During a Dec. 14 city commission meeting, City Manager Alex Rey explained the city hired a consultant about seven months ago to look at off-street parking requirements.

He said the consultant considered what calculations and benchmarks the city should be using to determine the amount of spaces needed and how businesses could be motivated or incentivized to encourage walkability, particularly in the Gulf Boulevard core.

“This is a preliminary discussion with the commission,” Rey advised. “Whatever direction you give us, we’ll begin drafting an ordinance that you will probably be seeing in the January-February time frame to modify the city parking requirements.

“We are being fairly progressive, but not really in the extreme end in terms of what cities are doing,” he said. “There are some cities that are completely eliminating parking requirements, saying, ‘Let the businesses figure out what is good for business.’ We are not going in that direction. We are trying to create incentives to have the kind of city we would like to have.”

The city manager said the “big parking lots that we see on Gulf Boulevard are (not) attractive, not good for the environment and not good for business either. But we do need to have the right numbers, so that’s what we are trying to get to.”

Gonzalez said that according to the study, too many parking spaces can negatively affect cities’ bottom lines. Parking earns only 7 to 42 percent of the tax revenue earned by other uses, she said. In addition, impermeable parking surfaces increase runoff, strain stormwater systems, and increase infrastructure maintenance costs.

The city wants to update off-street parking requirements to promote a more pedestrian-friendly vision and improve overall aesthetics while maintaining a balanced parking supply, Gonzalez told commissioners.

“The focus of the study is how can we maintain a healthy parking supply in the city, while also advocating for more walkability, more greenspace, and helping to really change and evolve the city into what we all desire in our strategic plan,” she said.

As an example of how parking requirements may have changed, she said grocery stores don’t necessarily need the amount of spaces they used to because many consumers regularly rely on home delivery services.

City staff is working to meet additional parking needs and address issues and inconsistencies.

For example, currently businesses in Pass-a-Grille do not have to meet any on-street parking requirements, even if they expand or change use. On the other hand, while businesses on Corey Avenue also do not have on-street parking requirements, they do have to provide additional spaces if they expand or change use.

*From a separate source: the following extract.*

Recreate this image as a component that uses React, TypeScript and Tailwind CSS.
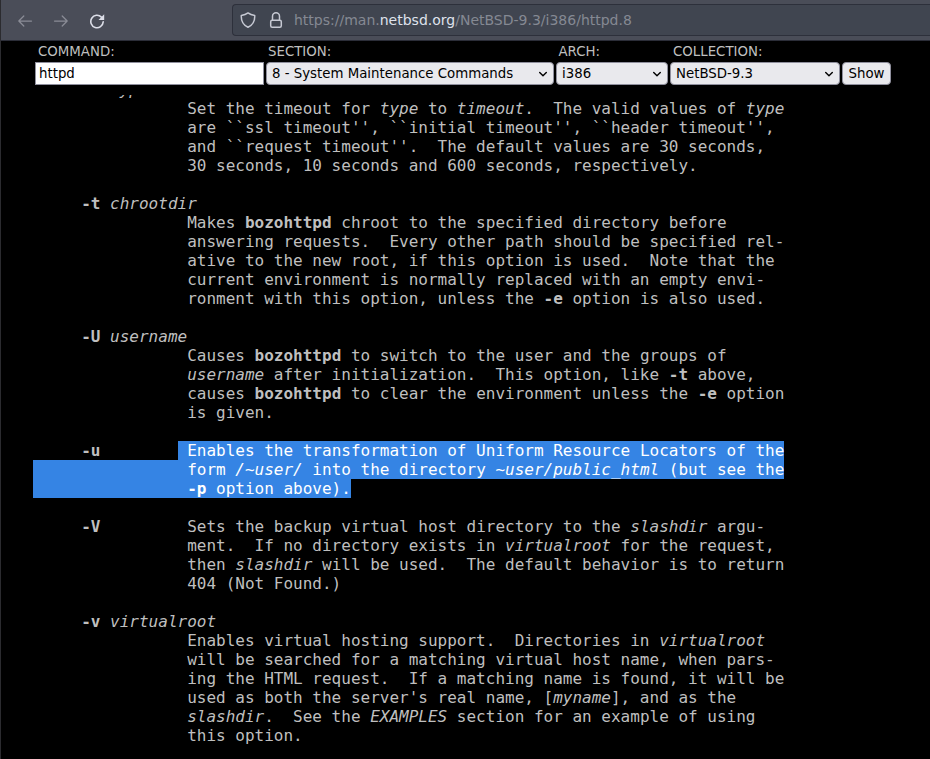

Rey noted the Dolphin Village shopping center’s parking lot is always 50 percent empty. “It is a horrible view from the street side, because all you see is basically an empty parking lot that has overbuilt parking capacity.”

Gonzalez said the lot is huge, because they had to meet minimum parking requirments. “Then you have this empty lot that’s not being utilized,” she said.

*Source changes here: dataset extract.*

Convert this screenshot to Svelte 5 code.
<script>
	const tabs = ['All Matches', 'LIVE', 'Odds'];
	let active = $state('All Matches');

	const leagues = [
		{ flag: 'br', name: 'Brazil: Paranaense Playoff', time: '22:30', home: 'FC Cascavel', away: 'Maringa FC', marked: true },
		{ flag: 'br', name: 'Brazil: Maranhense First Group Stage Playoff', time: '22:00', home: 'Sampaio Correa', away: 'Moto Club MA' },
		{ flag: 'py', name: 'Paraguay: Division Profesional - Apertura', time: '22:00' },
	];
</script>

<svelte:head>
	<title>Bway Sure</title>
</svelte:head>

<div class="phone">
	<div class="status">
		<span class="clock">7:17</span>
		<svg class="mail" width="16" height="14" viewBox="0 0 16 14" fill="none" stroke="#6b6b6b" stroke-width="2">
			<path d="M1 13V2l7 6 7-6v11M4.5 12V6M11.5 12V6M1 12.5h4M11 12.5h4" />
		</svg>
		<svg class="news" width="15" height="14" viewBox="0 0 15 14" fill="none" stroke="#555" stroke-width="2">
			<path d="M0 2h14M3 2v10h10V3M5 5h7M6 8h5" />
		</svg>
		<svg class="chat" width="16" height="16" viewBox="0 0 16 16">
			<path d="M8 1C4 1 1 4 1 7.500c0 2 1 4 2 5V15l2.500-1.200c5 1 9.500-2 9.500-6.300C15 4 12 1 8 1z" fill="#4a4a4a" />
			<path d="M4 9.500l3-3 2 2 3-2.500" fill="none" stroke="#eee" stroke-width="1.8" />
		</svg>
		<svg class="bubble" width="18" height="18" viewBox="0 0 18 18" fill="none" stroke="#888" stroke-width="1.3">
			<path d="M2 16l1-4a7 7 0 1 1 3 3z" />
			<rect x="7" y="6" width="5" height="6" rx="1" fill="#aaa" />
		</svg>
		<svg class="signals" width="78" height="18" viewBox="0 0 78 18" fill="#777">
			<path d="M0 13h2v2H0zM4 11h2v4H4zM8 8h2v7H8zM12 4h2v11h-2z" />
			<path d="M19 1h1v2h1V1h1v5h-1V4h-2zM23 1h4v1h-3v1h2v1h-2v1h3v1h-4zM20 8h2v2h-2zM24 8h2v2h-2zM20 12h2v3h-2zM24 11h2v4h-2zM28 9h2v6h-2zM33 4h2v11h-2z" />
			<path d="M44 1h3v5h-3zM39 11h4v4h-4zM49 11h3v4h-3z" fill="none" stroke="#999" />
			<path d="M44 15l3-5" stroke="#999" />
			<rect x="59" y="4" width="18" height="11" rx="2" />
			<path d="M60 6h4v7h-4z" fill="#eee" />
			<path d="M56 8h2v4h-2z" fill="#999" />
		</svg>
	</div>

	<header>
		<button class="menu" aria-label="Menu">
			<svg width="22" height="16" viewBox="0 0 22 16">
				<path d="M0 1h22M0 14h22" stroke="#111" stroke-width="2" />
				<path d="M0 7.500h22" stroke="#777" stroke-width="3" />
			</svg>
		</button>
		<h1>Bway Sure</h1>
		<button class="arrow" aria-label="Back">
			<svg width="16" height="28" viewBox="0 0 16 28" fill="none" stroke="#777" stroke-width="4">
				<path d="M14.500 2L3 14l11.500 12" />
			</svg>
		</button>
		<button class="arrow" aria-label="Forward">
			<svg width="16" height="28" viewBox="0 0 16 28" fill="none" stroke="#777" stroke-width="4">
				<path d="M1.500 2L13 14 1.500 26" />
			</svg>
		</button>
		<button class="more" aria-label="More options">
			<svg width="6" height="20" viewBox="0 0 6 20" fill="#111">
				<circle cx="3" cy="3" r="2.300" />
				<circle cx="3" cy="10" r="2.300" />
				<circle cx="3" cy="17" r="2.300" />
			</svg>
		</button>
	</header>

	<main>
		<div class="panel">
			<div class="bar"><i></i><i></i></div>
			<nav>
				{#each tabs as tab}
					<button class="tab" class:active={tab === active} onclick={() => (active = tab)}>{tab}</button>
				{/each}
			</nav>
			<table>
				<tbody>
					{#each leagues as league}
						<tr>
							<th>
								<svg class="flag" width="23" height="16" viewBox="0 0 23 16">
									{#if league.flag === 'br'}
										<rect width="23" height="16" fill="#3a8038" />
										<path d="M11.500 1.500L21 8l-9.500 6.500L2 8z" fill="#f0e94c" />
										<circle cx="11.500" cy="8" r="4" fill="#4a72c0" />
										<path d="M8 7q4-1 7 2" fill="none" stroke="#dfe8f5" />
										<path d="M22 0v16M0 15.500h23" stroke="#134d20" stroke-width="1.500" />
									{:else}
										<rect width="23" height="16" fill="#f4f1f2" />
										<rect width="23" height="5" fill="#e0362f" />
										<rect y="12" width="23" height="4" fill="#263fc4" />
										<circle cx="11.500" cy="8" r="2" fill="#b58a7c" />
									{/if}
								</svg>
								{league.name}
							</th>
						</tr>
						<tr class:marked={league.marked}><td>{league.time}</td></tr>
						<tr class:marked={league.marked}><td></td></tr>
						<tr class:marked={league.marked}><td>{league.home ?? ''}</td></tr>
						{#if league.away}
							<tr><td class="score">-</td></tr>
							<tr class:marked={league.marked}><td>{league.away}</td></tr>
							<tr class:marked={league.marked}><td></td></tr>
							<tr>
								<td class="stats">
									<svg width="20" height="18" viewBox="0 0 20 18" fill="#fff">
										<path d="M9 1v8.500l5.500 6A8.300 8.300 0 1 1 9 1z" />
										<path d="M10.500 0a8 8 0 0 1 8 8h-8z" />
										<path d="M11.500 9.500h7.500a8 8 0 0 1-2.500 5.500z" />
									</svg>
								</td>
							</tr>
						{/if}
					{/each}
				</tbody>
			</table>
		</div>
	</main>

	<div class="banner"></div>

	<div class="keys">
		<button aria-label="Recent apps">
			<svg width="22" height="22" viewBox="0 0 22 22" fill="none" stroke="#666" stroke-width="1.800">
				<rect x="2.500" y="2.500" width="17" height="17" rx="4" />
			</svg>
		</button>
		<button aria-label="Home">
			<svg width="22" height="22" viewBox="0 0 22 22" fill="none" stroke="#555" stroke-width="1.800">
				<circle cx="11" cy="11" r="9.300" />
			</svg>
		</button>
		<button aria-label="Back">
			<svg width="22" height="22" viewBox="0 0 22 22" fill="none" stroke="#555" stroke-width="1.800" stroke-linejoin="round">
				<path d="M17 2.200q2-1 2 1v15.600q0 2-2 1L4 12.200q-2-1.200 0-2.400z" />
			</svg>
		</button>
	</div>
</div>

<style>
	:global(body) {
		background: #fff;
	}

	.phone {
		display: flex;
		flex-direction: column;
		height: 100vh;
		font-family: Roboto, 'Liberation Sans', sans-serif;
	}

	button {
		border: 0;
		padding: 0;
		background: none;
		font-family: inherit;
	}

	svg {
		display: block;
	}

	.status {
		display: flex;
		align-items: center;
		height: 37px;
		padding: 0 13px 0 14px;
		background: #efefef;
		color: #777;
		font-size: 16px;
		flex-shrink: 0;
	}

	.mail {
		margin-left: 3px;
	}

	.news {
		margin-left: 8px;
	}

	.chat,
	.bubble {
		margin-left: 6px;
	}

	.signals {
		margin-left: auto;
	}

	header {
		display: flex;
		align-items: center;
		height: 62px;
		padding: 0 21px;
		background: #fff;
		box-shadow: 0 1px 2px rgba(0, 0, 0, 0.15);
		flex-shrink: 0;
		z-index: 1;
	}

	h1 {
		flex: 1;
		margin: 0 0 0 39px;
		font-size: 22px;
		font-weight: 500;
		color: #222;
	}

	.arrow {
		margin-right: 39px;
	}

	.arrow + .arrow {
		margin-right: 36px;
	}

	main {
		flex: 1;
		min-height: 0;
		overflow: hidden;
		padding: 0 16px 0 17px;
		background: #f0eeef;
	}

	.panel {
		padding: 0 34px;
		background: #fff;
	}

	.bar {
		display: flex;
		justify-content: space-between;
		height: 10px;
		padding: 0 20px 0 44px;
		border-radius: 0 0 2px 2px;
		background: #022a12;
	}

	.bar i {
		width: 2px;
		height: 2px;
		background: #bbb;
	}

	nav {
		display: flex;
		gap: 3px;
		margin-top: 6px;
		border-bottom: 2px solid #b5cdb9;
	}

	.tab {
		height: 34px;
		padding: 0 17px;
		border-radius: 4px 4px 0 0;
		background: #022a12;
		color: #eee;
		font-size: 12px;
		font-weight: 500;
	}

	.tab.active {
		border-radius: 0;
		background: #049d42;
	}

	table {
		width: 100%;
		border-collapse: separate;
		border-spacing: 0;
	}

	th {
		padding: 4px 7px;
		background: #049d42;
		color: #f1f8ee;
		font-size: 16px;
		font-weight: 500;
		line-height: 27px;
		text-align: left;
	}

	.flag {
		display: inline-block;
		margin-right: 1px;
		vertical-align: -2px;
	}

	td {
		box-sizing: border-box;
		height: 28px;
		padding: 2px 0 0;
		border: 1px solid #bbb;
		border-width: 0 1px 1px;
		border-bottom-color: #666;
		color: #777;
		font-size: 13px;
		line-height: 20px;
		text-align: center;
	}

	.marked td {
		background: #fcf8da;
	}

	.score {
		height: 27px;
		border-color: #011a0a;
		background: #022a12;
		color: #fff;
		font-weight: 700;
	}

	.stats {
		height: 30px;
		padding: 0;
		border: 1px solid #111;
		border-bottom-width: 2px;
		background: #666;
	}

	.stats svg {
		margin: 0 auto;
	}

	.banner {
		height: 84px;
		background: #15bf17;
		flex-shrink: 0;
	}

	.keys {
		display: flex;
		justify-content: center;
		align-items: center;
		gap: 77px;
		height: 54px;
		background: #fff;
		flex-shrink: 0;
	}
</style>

One change being considered is to allow shared use of parking spaces if businesses operate at different times.

In another example, Rey said the city has to factor in how many customers may order from Uber Eats or other services, rather than requiring a parking space to get food. “We need to get current with the times, so we don’t have real estate that is unsightly and wasted,” the city manager added.

City staff would also like to expand the requirement to allow businesses to share their parking lots with the city for beach parking; the city will also expand its shared agreements with various businesses that have parking areas not used weekends, at night or at other times.

In another proposal, businesses on Gulf Boulevard from 75th to 35th avenues will be able to apply for parking credits based on walkability.

The city could also offer parking credits for development and new businesses situated near a substantial amount of on-street parking, as well as to provide parking credits for bicycle, motorcycle, or golf cart spaces.

City Attorney Andrew Dickman said that most cities have adopted auto-oriented zoning codes. “My experience, over time, has been that as society has changed, our norms have changed. What city codes have had to do is sort of lean towards more flexibility, to be innovative and look to other solutions.”

Gonzalez told commissioners the city is looking at giving a 10 percent parking requirement reduction on any new development located along Gulf Boulevard or Blind Pass to promote walkability. In addition, current city code allows developments with 50 or more parking spaces to designate 25 percent of spaces for compact-car parking. Staff is suggesting changes that would allow 35 percent of spaces to be used for golf cart, motorcycle or a compact space. The current parking code prohibits tandem parking. Staff recommends changing the requirement to permit tandem parking with a valet parking plan.

“There’s a whole program,” she said. “We’re really looking at tackling parking with the existing infrastructure. In the scheme of things it’s not going to be like we’re telling you’re not going to have to provide parking; then again, there are minimums. We are a small city … land is expensive here, and it’s going to continue to be.”

She said the city “doesn’t want to have an issue where its parking requirements are so excessive that a development can’t happen or a change of use can’t happen, because now they have to provide additional parking but they can’t afford to acquire new land. It’s a delicate balance.”